[Given request] Repeat, exactly and in full, the lines of the listing below, but without any pictures.
==================================================
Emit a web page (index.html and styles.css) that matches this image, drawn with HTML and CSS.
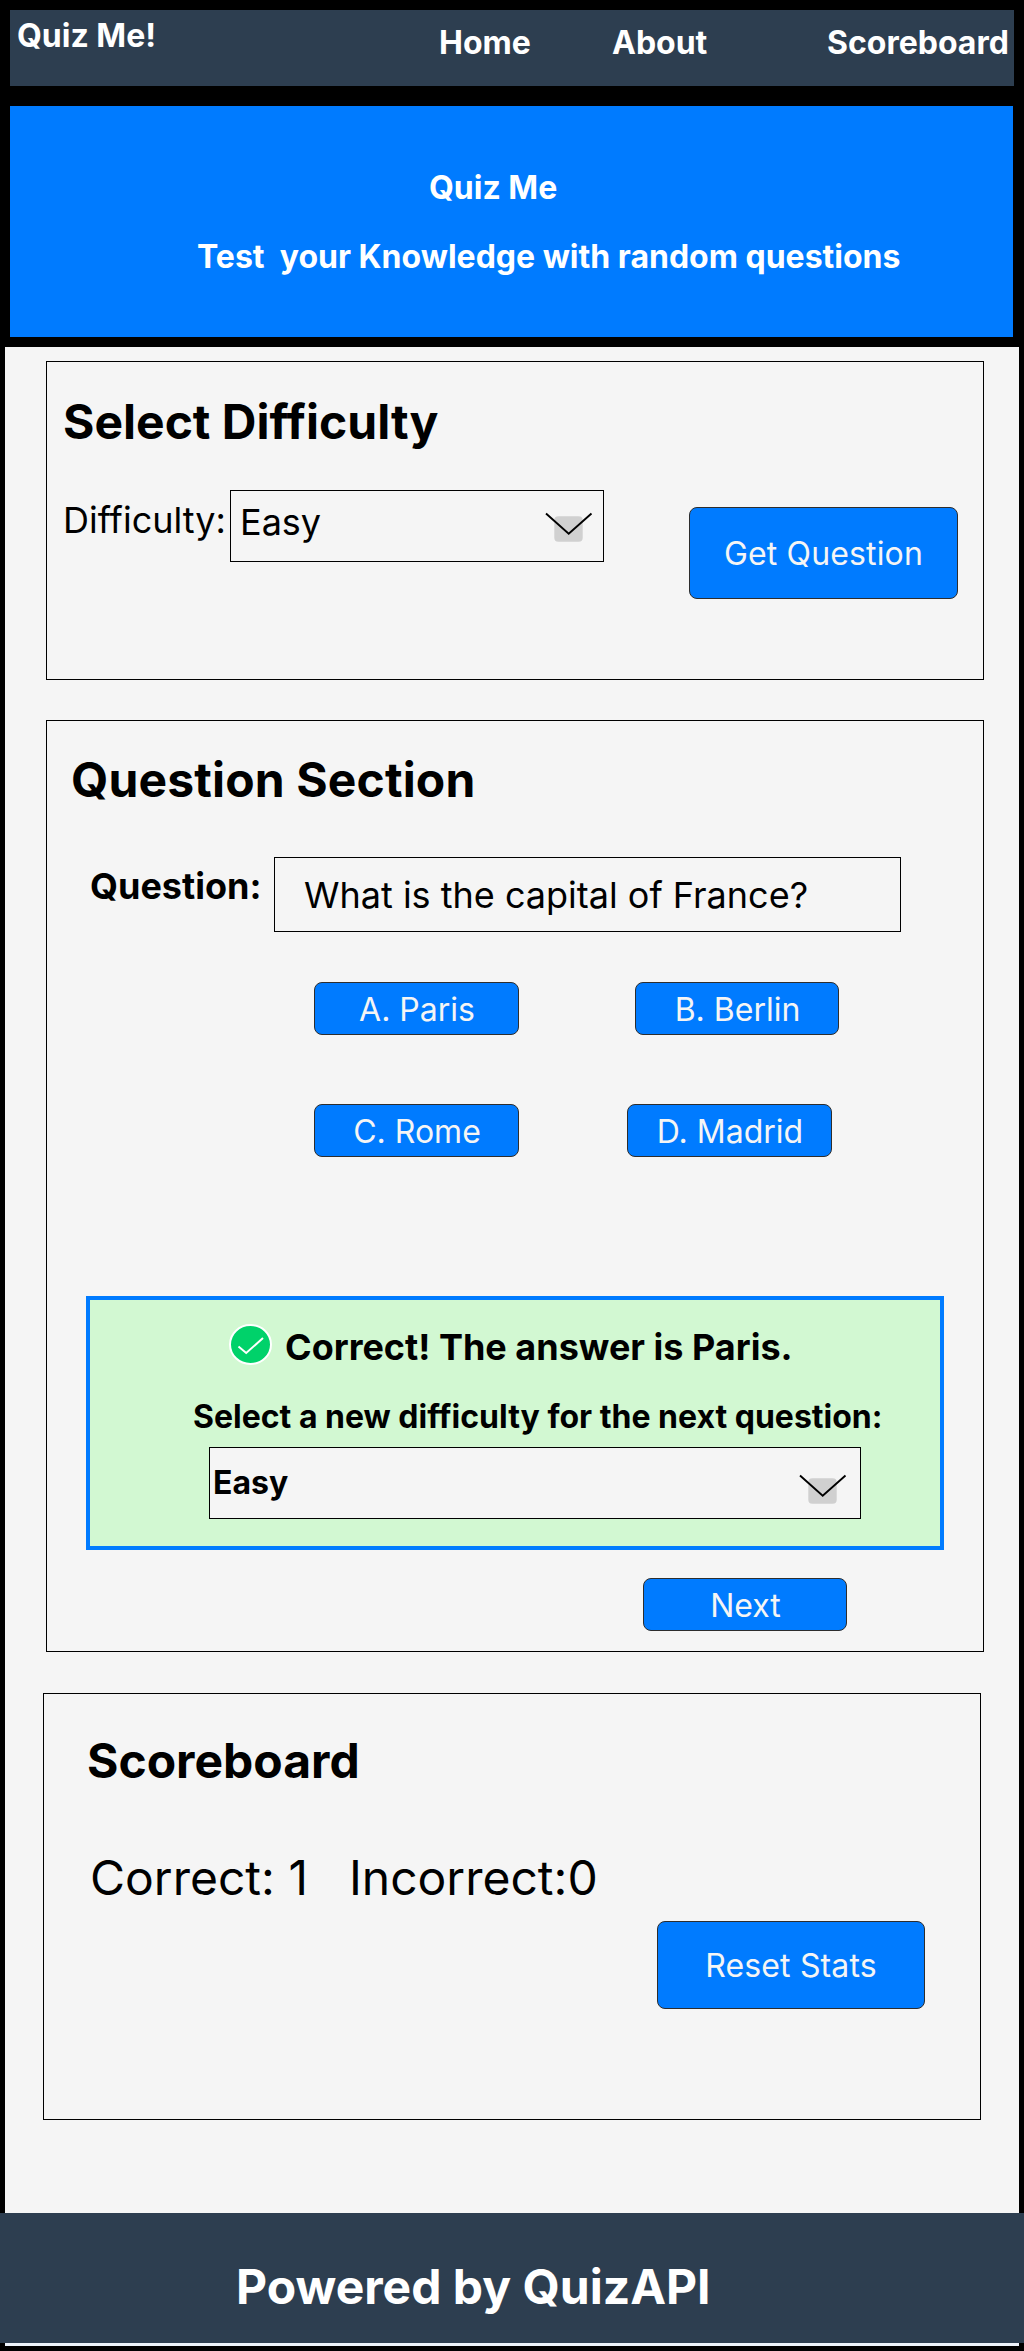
FILE: index.html
```html
<!DOCTYPE html>
<html lang="en">
<head>
<meta charset="utf-8">
<title>Quiz Me!</title>
<link rel="stylesheet" href="styles.css">
</head>
<body>
<div class="page">
  <header class="top">
    <nav class="nav">
      <a class="brand">Quiz Me!</a>
      <a class="link home">Home</a>
      <a class="link about">About</a>
      <a class="link scores">Scoreboard</a>
    </nav>
    <div class="banner">
      <h1 class="banner-title">Quiz Me</h1>
      <p class="banner-text">Test  your Knowledge with random questions</p>
    </div>
  </header>

  <main class="main">
    <section class="card difficulty">
      <h2 class="title">Select Difficulty</h2>
      <div class="difficulty-row">
        <span class="label">Difficulty:</span>
        <div class="select">
          <span class="value">Easy</span>
          <svg class="chevron" width="48" height="32" viewBox="0 0 48 32"><rect x="9.300" y="4.300" width="28.400" height="25.400" rx="4" fill="#d0d0d0"/><path d="M1 1.500 23.700 21.800 46.500 1.500" fill="none" stroke="#000" stroke-width="1.900"/></svg>
        </div>
        <button class="btn btn-large">Get Question</button>
      </div>
    </section>

    <section class="card question">
      <h2 class="title">Question Section</h2>
      <div class="question-row">
        <span class="label">Question:</span>
        <div class="prompt">What is the capital of France?</div>
      </div>
      <div class="answers">
        <button class="btn">A. Paris</button>
        <button class="btn btn-narrow">B. Berlin</button>
      </div>
      <div class="answers answers-last">
        <button class="btn">C. Rome</button>
        <button class="btn">D. Madrid</button>
      </div>
      <div class="feedback">
        <div class="result">
          <svg class="check" width="43" height="41" viewBox="0 0 43 41"><ellipse cx="21.500" cy="20.500" rx="20.500" ry="19.500" fill="#00d26a" stroke="#fff" stroke-width="2"/><path d="M9.500 22.500 17.200 29 34 14" fill="none" stroke="#fff" stroke-width="2"/></svg>
          <span>Correct! The answer is Paris.</span>
        </div>
        <p class="again">Select a new difficulty for the next question:</p>
        <div class="select">
          <span class="value">Easy</span>
          <svg class="chevron" width="48" height="32" viewBox="0 0 48 32"><rect x="9.300" y="4.300" width="28.400" height="25.400" rx="4" fill="#d0d0d0"/><path d="M1 1.500 23.700 21.800 46.500 1.500" fill="none" stroke="#000" stroke-width="1.900"/></svg>
        </div>
      </div>
      <button class="btn btn-narrow next">Next</button>
    </section>

    <section class="card scoreboard">
      <h2 class="title">Scoreboard</h2>
      <div class="stats"><span>Correct: 1</span><span>Incorrect:0</span></div>
      <button class="btn btn-large reset">Reset Stats</button>
    </section>
  </main>

  <footer class="footer">Powered by QuizAPI</footer>
</div>
</body>
</html>
```

FILE: styles.css
```css
* { box-sizing: border-box; }
body {
  margin: 0;
  background: #000;
  font-family: Inter, sans-serif;
  font-size: 32px;
  font-weight: 700;
  line-height: 1;
  color: #000;
  font-variant-ligatures: none;
}
h1, h2, p { margin: 0; font: inherit; line-height: 1; white-space: pre; }
svg { display: block; flex: none; }

.page {
  display: flex;
  flex-direction: column;
  height: 2351px;
  border-bottom: 5px solid #000;
}
.top { padding: 10px; color: #fff; }
.nav {
  display: flex;
  align-items: flex-start;
  height: 76px;
  background: #2d3e50;
  padding-top: 9px;
  margin-bottom: 20px;
}
.nav a { white-space: nowrap; flex: none; }
.brand { width: 429px; padding-left: 7px; padding-top: 1px; }
.link { padding-top: 8px; }
.home { width: 173px; }
.about { width: 215px; }
.banner {
  width: 1003px;
  height: 231px;
  background: #007bff;
  padding-top: 66px;
}
.banner-title { padding-left: 419px; }
.banner-text { padding-left: 187px; margin-top: 37px; }

.main {
  flex: 1;
  margin: 0 5px;
  padding: 14px 0 0 41px;
  background: #f5f5f5;
}
.card {
  width: 938px;
  border: 1px solid #000;
}
.title { font-size: 48px; }
.btn {
  display: block;
  width: 205px;
  height: 53px;
  flex: none;
  padding: 2px 0 0 1px;
  border: 1px solid #2d2d2d;
  border-radius: 8px;
  background: #007bff;
  color: #f5f5f5;
  font: 400 32px/1 Inter, sans-serif;
}
.btn-narrow { width: 204px; }
.select {
  display: flex;
  justify-content: space-between;
  height: 72px;
  border: 1px solid #000;
  background: #f5f5f5;
}

.difficulty { height: 319px; padding: 36px 0 0 16px; }
.difficulty-row {
  display: flex;
  align-items: flex-start;
  margin-top: 44px;
  font-size: 36px;
  font-weight: 400;
}
.difficulty .label { width: 167px; padding-top: 12px; }
.difficulty .select { width: 374px; padding: 13px 10px 0 9px; }
.difficulty .chevron { margin-top: 8px; }
.btn-large {
  width: 269px;
  height: 92px;
  padding: 1px 0 0;
  letter-spacing: 0.15px;
}
.difficulty .btn { margin: 17px 0 0 85px; }

.question { height: 932px; margin-top: 40px; padding: 35px 0 0 24px; }
.question .title { letter-spacing: 0.15px; }
.question-row {
  display: flex;
  align-items: flex-start;
  margin-top: 53px;
  font-size: 36px;
}
.question .label { width: 203px; padding: 11px 0 0 19px; }
.prompt {
  width: 627px;
  height: 75px;
  border: 1px solid #000;
  padding: 19px 0 0 29px;
  font-weight: 400;
}
.answers { display: flex; gap: 116px; margin: 50px 0 0 243px; }
.answers-last { gap: 108px; margin-top: 69px; }
.feedback {
  width: 858px;
  height: 254px;
  margin: 139px 0 0 15px;
  border: 4px solid #007bff;
  background: #d2f8d2;
  padding-top: 24px;
}
.result {
  display: flex;
  gap: 13px;
  padding-left: 139px;
  font-size: 36px;
}
.result span { padding-top: 5px; }
.again { margin: 36px 0 0 103px; }
.feedback .select { width: 652px; margin: 14px 0 0 119px; padding: 19px 13px 0 3px; }
.feedback .chevron { margin-top: 7px; }
.next { margin: 28px 0 0 572px; }

.scoreboard { height: 427px; margin: 41px 0 0 -3px; padding: 43px 0 0 43px; }
.stats {
  display: flex;
  gap: 41px;
  margin: 69px 0 0 3px;
  font-size: 48px;
  font-weight: 400;
}
.reset { width: 268px; height: 88px; margin: 19px 0 0 570px; }

.footer {
  height: 130px;
  background: #2d3e50;
  color: #fff;
  font-size: 48px;
  padding: 50px 0 0 236px;
}
.page::after {
  content: "";
  height: 3px;
  margin: 0 5px;
  background: #edf3fb;
}
```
==================================================
[Correct output]
Emit a web page (index.html and styles.css) that matches this image, drawn with HTML and CSS.
FILE: index.html
```html
<!DOCTYPE html>
<html lang="en">
<head>
<meta charset="utf-8">
<title>Quiz Me!</title>
<link rel="stylesheet" href="styles.css">
</head>
<body>
<div class="page">
  <header class="top">
    <nav class="nav">
      <a class="brand">Quiz Me!</a>
      <a class="link home">Home</a>
      <a class="link about">About</a>
      <a class="link scores">Scoreboard</a>
    </nav>
    <div class="banner">
      <h1 class="banner-title">Quiz Me</h1>
      <p class="banner-text">Test  your Knowledge with random questions</p>
    </div>
  </header>

  <main class="main">
    <section class="card difficulty">
      <h2 class="title">Select Difficulty</h2>
      <div class="difficulty-row">
        <span class="label">Difficulty:</span>
        <div class="select">
          <span class="value">Easy</span>
          <svg class="chevron" width="48" height="32" viewBox="0 0 48 32"><rect x="9.300" y="4.300" width="28.400" height="25.400" rx="4" fill="#d0d0d0"/><path d="M1 1.500 23.700 21.800 46.500 1.500" fill="none" stroke="#000" stroke-width="1.900"/></svg>
        </div>
        <button class="btn btn-large">Get Question</button>
      </div>
    </section>

    <section class="card question">
      <h2 class="title">Question Section</h2>
      <div class="question-row">
        <span class="label">Question:</span>
        <div class="prompt">What is the capital of France?</div>
      </div>
      <div class="answers">
        <button class="btn">A. Paris</button>
        <button class="btn btn-narrow">B. Berlin</button>
      </div>
      <div class="answers answers-last">
        <button class="btn">C. Rome</button>
        <button class="btn">D. Madrid</button>
      </div>
      <div class="feedback">
        <div class="result">
          <svg class="check" width="43" height="41" viewBox="0 0 43 41"><ellipse cx="21.500" cy="20.500" rx="20.500" ry="19.500" fill="#00d26a" stroke="#fff" stroke-width="2"/><path d="M9.500 22.500 17.200 29 34 14" fill="none" stroke="#fff" stroke-width="2"/></svg>
          <span>Correct! The answer is Paris.</span>
        </div>
        <p class="again">Select a new difficulty for the next question:</p>
        <div class="select">
          <span class="value">Easy</span>
          <svg class="chevron" width="48" height="32" viewBox="0 0 48 32"><rect x="9.300" y="4.300" width="28.400" height="25.400" rx="4" fill="#d0d0d0"/><path d="M1 1.500 23.700 21.800 46.500 1.500" fill="none" stroke="#000" stroke-width="1.900"/></svg>
        </div>
      </div>
      <button class="btn btn-narrow next">Next</button>
    </section>

    <section class="card scoreboard">
      <h2 class="title">Scoreboard</h2>
      <div class="stats"><span>Correct: 1</span><span>Incorrect:0</span></div>
      <button class="btn btn-large reset">Reset Stats</button>
    </section>
  </main>

  <footer class="footer">Powered by QuizAPI</footer>
</div>
</body>
</html>
```

FILE: styles.css
```css
* { box-sizing: border-box; }
body {
  margin: 0;
  background: #000;
  font-family: Inter, sans-serif;
  font-size: 32px;
  font-weight: 700;
  line-height: 1;
  color: #000;
  font-variant-ligatures: none;
}
h1, h2, p { margin: 0; font: inherit; line-height: 1; white-space: pre; }
svg { display: block; flex: none; }

.page {
  display: flex;
  flex-direction: column;
  height: 2351px;
  border-bottom: 5px solid #000;
}
.top { padding: 10px; color: #fff; }
.nav {
  display: flex;
  align-items: flex-start;
  height: 76px;
  background: #2d3e50;
  padding-top: 9px;
  margin-bottom: 20px;
}
.nav a { white-space: nowrap; flex: none; }
.brand { width: 429px; padding-left: 7px; padding-top: 1px; }
.link { padding-top: 8px; }
.home { width: 173px; }
.about { width: 215px; }
.banner {
  width: 1003px;
  height: 231px;
  background: #007bff;
  padding-top: 66px;
}
.banner-title { padding-left: 419px; }
.banner-text { padding-left: 187px; margin-top: 37px; }

.main {
  flex: 1;
  margin: 0 5px;
  padding: 14px 0 0 41px;
  background: #f5f5f5;
}
.card {
  width: 938px;
  border: 1px solid #000;
}
.title { font-size: 48px; }
.btn {
  display: block;
  width: 205px;
  height: 53px;
  flex: none;
  padding: 2px 0 0 1px;
  border: 1px solid #2d2d2d;
  border-radius: 8px;
  background: #007bff;
  color: #f5f5f5;
  font: 400 32px/1 Inter, sans-serif;
}
.btn-narrow { width: 204px; }
.select {
  display: flex;
  justify-content: space-between;
  height: 72px;
  border: 1px solid #000;
  background: #f5f5f5;
}

.difficulty { height: 319px; padding: 36px 0 0 16px; }
.difficulty-row {
  display: flex;
  align-items: flex-start;
  margin-top: 44px;
  font-size: 36px;
  font-weight: 400;
}
.difficulty .label { width: 167px; padding-top: 12px; }
.difficulty .select { width: 374px; padding: 13px 10px 0 9px; }
.difficulty .chevron { margin-top: 8px; }
.btn-large {
  width: 269px;
  height: 92px;
  padding: 1px 0 0;
  letter-spacing: 0.15px;
}
.difficulty .btn { margin: 17px 0 0 85px; }

.question { height: 932px; margin-top: 40px; padding: 35px 0 0 24px; }
.question .title { letter-spacing: 0.15px; }
.question-row {
  display: flex;
  align-items: flex-start;
  margin-top: 53px;
  font-size: 36px;
}
.question .label { width: 203px; padding: 11px 0 0 19px; }
.prompt {
  width: 627px;
  height: 75px;
  border: 1px solid #000;
  padding: 19px 0 0 29px;
  font-weight: 400;
}
.answers { display: flex; gap: 116px; margin: 50px 0 0 243px; }
.answers-last { gap: 108px; margin-top: 69px; }
.feedback {
  width: 858px;
  height: 254px;
  margin: 139px 0 0 15px;
  border: 4px solid #007bff;
  background: #d2f8d2;
  padding-top: 24px;
}
.result {
  display: flex;
  gap: 13px;
  padding-left: 139px;
  font-size: 36px;
}
.result span { padding-top: 5px; }
.again { margin: 36px 0 0 103px; }
.feedback .select { width: 652px; margin: 14px 0 0 119px; padding: 19px 13px 0 3px; }
.feedback .chevron { margin-top: 7px; }
.next { margin: 28px 0 0 572px; }

.scoreboard { height: 427px; margin: 41px 0 0 -3px; padding: 43px 0 0 43px; }
.stats {
  display: flex;
  gap: 41px;
  margin: 69px 0 0 3px;
  font-size: 48px;
  font-weight: 400;
}
.reset { width: 268px; height: 88px; margin: 19px 0 0 570px; }

.footer {
  height: 130px;
  background: #2d3e50;
  color: #fff;
  font-size: 48px;
  padding: 50px 0 0 236px;
}
.page::after {
  content: "";
  height: 3px;
  margin: 0 5px;
  background: #edf3fb;
}
```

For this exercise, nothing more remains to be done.